━━━━━ Available data
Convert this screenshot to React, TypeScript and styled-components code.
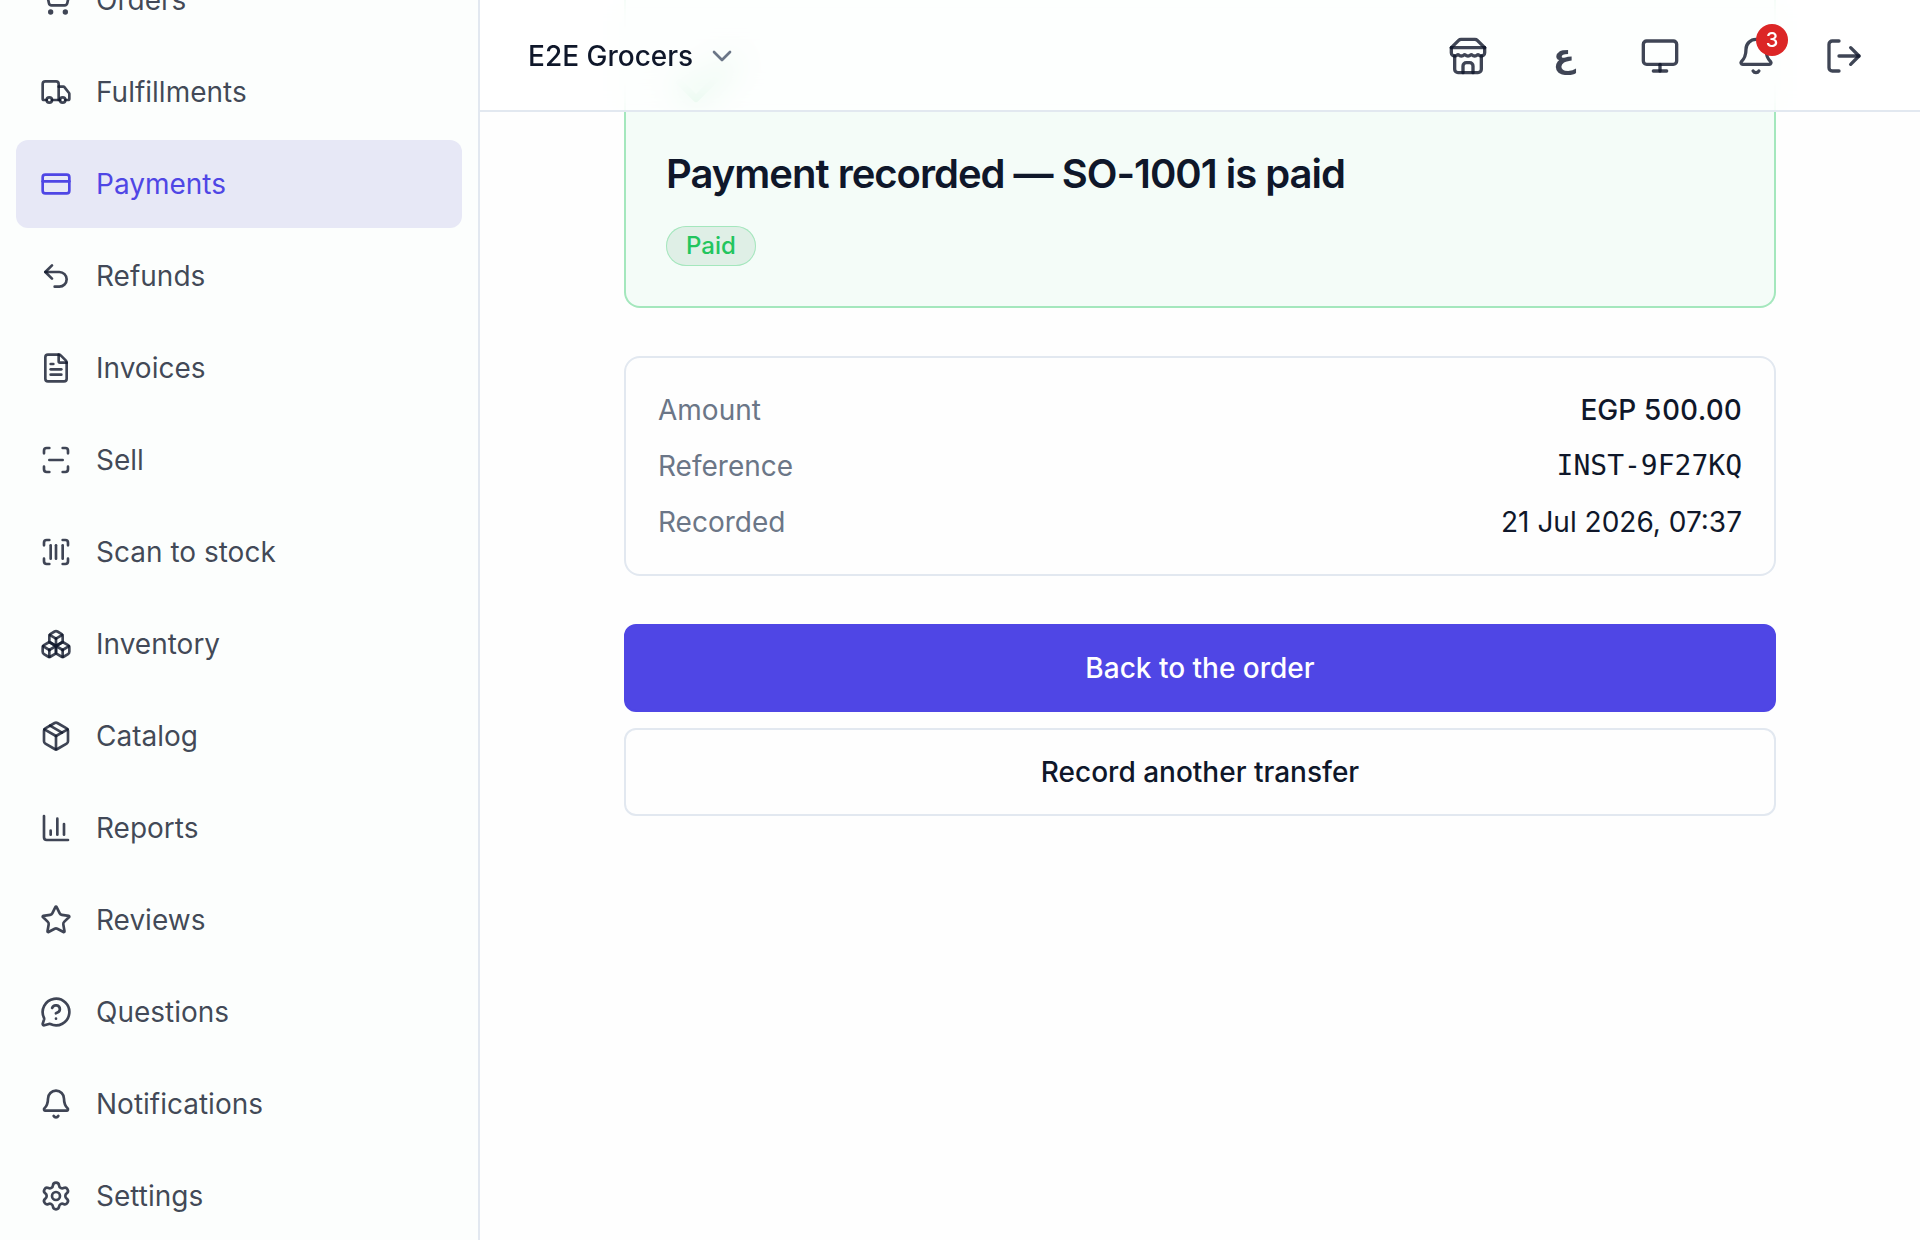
import React from "react";
import styled, { createGlobalStyle } from "styled-components";
import {
  Bell,
  Boxes,
  Check,
  ChevronDown,
  CreditCard,
  FileText,
  LogOut,
  MessageCircleQuestionMark,
  Monitor,
  Package,
  ScanBarcode,
  ScanLine,
  Settings,
  ShoppingCart,
  Star,
  Truck,
  Undo2,
} from "lucide-react";

const color = {
  ink: "#0f172a",
  soft: "rgba(15, 23, 42, 0.8)",
  muted: "#6b7687",
  line: "#e2e8f0",
  primary: "#4f46e5",
  success: "#22c55e",
  danger: "#dc2626",
  sidebar: "#fcfefd",
  page: "#fefefe",
};

const GlobalStyle = createGlobalStyle`
  *, *::before, *::after { box-sizing: border-box; }
  body {
    margin: 0;
    background: ${color.page};
    color: ${color.ink};
    font-family: Inter, "DejaVu Sans", sans-serif;
    font-size: 28px;
    line-height: 40px;
    -webkit-font-smoothing: antialiased;
  }
  button, select { font: inherit; color: inherit; }
`;

const Shell = styled.div`
  display: grid;
  grid-template-columns: 480px minmax(0, 1fr);
  min-height: 100vh;
`;

const Sidebar = styled.aside`
  display: flex;
  flex-direction: column;
  justify-content: flex-end;
  height: 100vh;
  overflow: hidden;
  padding: 0 16px;
  background: ${color.sidebar};
  border-right: 2px solid ${color.line};
`;

const NavList = styled.nav`
  display: flex;
  flex-direction: column;
  gap: 4px;
`;

const NavItem = styled.a<{ $active?: boolean }>`
  display: flex;
  flex: none;
  align-items: center;
  gap: 24px;
  height: 88px;
  padding: 0 24px;
  border-radius: 12px;
  text-decoration: none;
  color: ${(p) => (p.$active ? color.primary : color.soft)};
  background: ${(p) => (p.$active ? "#e7e8f6" : "transparent")};

  svg {
    flex: none;
    width: 32px;
    height: 32px;
  }
`;

const Stage = styled.div`
  display: grid;
  grid-template-columns: minmax(0, 1fr);
  align-items: start;
`;

const Header = styled.header`
  grid-area: 1 / 1;
  z-index: 1;
  display: flex;
  align-items: center;
  justify-content: space-between;
  height: 112px;
  padding: 0 32px;
  background: rgba(255, 255, 255, 0.8);
  backdrop-filter: blur(16px);
  box-shadow: inset 0 -2px 0 ${color.line};
`;

const StorePicker = styled.label`
  display: flex;
  align-items: center;
  gap: 12px;
  padding: 0 16px;

  svg {
    width: 32px;
    height: 32px;
    color: ${color.muted};
    pointer-events: none;
  }
`;

const StoreSelect = styled.select`
  appearance: none;
  margin: 0;
  padding: 0;
  border: 0;
  background: transparent;
  font-weight: 500;
`;

const Actions = styled.div`
  display: flex;
  align-items: center;
`;

const ActionGroup = styled.div`
  display: flex;
  gap: 8px;
`;

const IconButton = styled.button`
  position: relative;
  display: flex;
  align-items: center;
  justify-content: center;
  width: 88px;
  height: 88px;
  padding: 0;
  border: 0;
  border-radius: 12px;
  background: transparent;
  color: ${color.soft};

  svg {
    width: 40px;
    height: 40px;
  }
`;

const LanguageButton = styled(IconButton)`
  font-family: "DejaVu Sans", sans-serif;
  font-size: 32px;
  font-weight: 700;
`;

const CountBadge = styled.span`
  position: absolute;
  top: 12px;
  right: 12px;
  width: 32px;
  height: 32px;
  border-radius: 16px;
  background: ${color.danger};
  color: #fff;
  font-size: 20px;
  line-height: 32px;
  font-weight: 500;
  text-align: center;
`;

const Main = styled.main`
  grid-area: 1 / 1;
  display: flex;
  flex-direction: column;
  gap: 48px;
  width: 100%;
  max-width: 1152px;
  margin: 0 auto;
`;

const SuccessCard = styled.section`
  display: flex;
  flex-direction: column;
  align-items: flex-start;
  gap: 24px;
  padding: 42px 40px 40px;
  border: 2px solid #a4e7bd;
  border-top: 0;
  border-radius: 0 0 16px 16px;
  background: #f4fcf8;

  svg {
    width: 80px;
    height: 80px;
    color: ${color.success};
  }
`;

const Title = styled.h1`
  margin: 0;
  font-size: 40px;
  line-height: 56px;
  font-weight: 600;
  letter-spacing: -0.025em;
`;

const StatusPill = styled.span`
  padding: 4px 20px;
  border-radius: 20px;
  background: #dfefe6;
  box-shadow: inset 0 0 0 1px #a4e7bd;
  color: ${color.success};
  font-size: 24px;
  line-height: 32px;
  font-weight: 500;
`;

const Details = styled.dl`
  display: flex;
  flex-direction: column;
  gap: 16px;
  margin: 0;
  padding: 32px;
  border: 2px solid ${color.line};
  border-radius: 16px;
`;

const DetailRow = styled.div`
  display: flex;
  justify-content: space-between;
`;

const Term = styled.dt`
  color: ${color.muted};
`;

const Value = styled.dd<{ $kind?: "strong" | "mono" }>`
  margin: 0;
  font-weight: ${(p) => (p.$kind === "strong" ? 500 : 400)};
  font-family: ${(p) => (p.$kind === "mono" ? '"DejaVu Sans Mono", monospace' : "inherit")};
  font-variant-numeric: ${(p) => (p.$kind === "strong" ? "tabular-nums" : "normal")};
`;

const ButtonStack = styled.div`
  display: flex;
  flex-direction: column;
  gap: 16px;
`;

const WideButton = styled.button<{ $primary?: boolean }>`
  height: 88px;
  border: 2px solid ${(p) => (p.$primary ? color.primary : color.line)};
  border-radius: 12px;
  background: ${(p) => (p.$primary ? color.primary : "transparent")};
  color: ${(p) => (p.$primary ? "#fff" : color.ink)};
  font-weight: 500;
`;

/* Storefront with a scalloped awning */
const StoreIcon = () => (
  <svg
    viewBox="0 0 24 24"
    fill="none"
    stroke="currentColor"
    strokeWidth={2}
    strokeLinecap="round"
    strokeLinejoin="round"
    aria-hidden="true"
  >
    <path d="m2 7 4.41-4.41A2 2 0 0 1 7.83 2h8.34a2 2 0 0 1 1.42.59L22 7" />
    <path d="M4 12v8a2 2 0 0 0 2 2h12a2 2 0 0 0 2-2v-8" />
    <path d="M15 22v-4a2 2 0 0 0-2-2h-2a2 2 0 0 0-2 2v4" />
    <path d="M2 7h20" />
    <path d="M22 7v3a2 2 0 0 1-2 2a2.7 2.7 0 0 1-1.59-.63.7.7 0 0 0-.82 0A2.7 2.7 0 0 1 16 12a2.7 2.7 0 0 1-1.59-.63.7.7 0 0 0-.82 0A2.7 2.7 0 0 1 12 12a2.7 2.7 0 0 1-1.59-.63.7.7 0 0 0-.82 0A2.7 2.7 0 0 1 8 12a2.7 2.7 0 0 1-1.59-.63.7.7 0 0 0-.82 0A2.7 2.7 0 0 1 4 12a2 2 0 0 1-2-2V7" />
  </svg>
);

/* Chart with axes and three separate bars */
const ReportsIcon = () => (
  <svg
    viewBox="0 0 24 24"
    fill="none"
    stroke="currentColor"
    strokeWidth={2}
    strokeLinecap="round"
    strokeLinejoin="round"
    aria-hidden="true"
  >
    <path d="M3 3v16a2 2 0 0 0 2 2h16" />
    <path d="M18 17V9" />
    <path d="M13 17V5" />
    <path d="M8 17v-3" />
  </svg>
);

const navItems: { label: string; Icon: React.ElementType }[] = [
  { label: "Orders", Icon: ShoppingCart },
  { label: "Fulfillments", Icon: Truck },
  { label: "Payments", Icon: CreditCard },
  { label: "Refunds", Icon: Undo2 },
  { label: "Invoices", Icon: FileText },
  { label: "Sell", Icon: ScanLine },
  { label: "Scan to stock", Icon: ScanBarcode },
  { label: "Inventory", Icon: Boxes },
  { label: "Catalog", Icon: Package },
  { label: "Reports", Icon: ReportsIcon },
  { label: "Reviews", Icon: Star },
  { label: "Questions", Icon: MessageCircleQuestionMark },
  { label: "Notifications", Icon: Bell },
  { label: "Settings", Icon: Settings },
];

export default function App() {
  return (
    <>
      <GlobalStyle />
      <Shell>
        <Sidebar>
          <NavList aria-label="Main">
            {navItems.map(({ label, Icon }) => (
              <NavItem
                key={label}
                href="#"
                $active={label === "Payments"}
                aria-current={label === "Payments" ? "page" : undefined}
              >
                <Icon />
                {label}
              </NavItem>
            ))}
          </NavList>
        </Sidebar>

        <Stage>
          <Header>
            <StorePicker>
              <StoreSelect aria-label="Store">
                <option>E2E Grocers</option>
              </StoreSelect>
              <ChevronDown />
            </StorePicker>
            <Actions>
              <ActionGroup>
                <IconButton aria-label="View storefront">
                  <StoreIcon />
                </IconButton>
                <LanguageButton lang="ar">ع</LanguageButton>
                <IconButton aria-label="Theme">
                  <Monitor />
                </IconButton>
                <IconButton aria-label="Notifications">
                  <Bell />
                  <CountBadge>3</CountBadge>
                </IconButton>
              </ActionGroup>
              <IconButton aria-label="Sign out">
                <LogOut />
              </IconButton>
            </Actions>
          </Header>

          <Main>
            <SuccessCard>
              <Check />
              <Title>Payment recorded — SO-1001 is paid</Title>
              <StatusPill>Paid</StatusPill>
            </SuccessCard>

            <Details>
              <DetailRow>
                <Term>Amount</Term>
                <Value $kind="strong">EGP 500.00</Value>
              </DetailRow>
              <DetailRow>
                <Term>Reference</Term>
                <Value $kind="mono">INST-9F27KQ</Value>
              </DetailRow>
              <DetailRow>
                <Term>Recorded</Term>
                <Value>21 Jul 2026, 07:37</Value>
              </DetailRow>
            </Details>

            <ButtonStack>
              <WideButton $primary>Back to the order</WideButton>
              <WideButton>Record another transfer</WideButton>
            </ButtonStack>
          </Main>
        </Stage>
      </Shell>
    </>
  );
}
━━━━━━━━━━
* Exercise objective: Copy out every line of the data that includes "components".

* Result for this exercise:
Convert this screenshot to React, TypeScript and styled-components code.
import styled, { createGlobalStyle } from "styled-components";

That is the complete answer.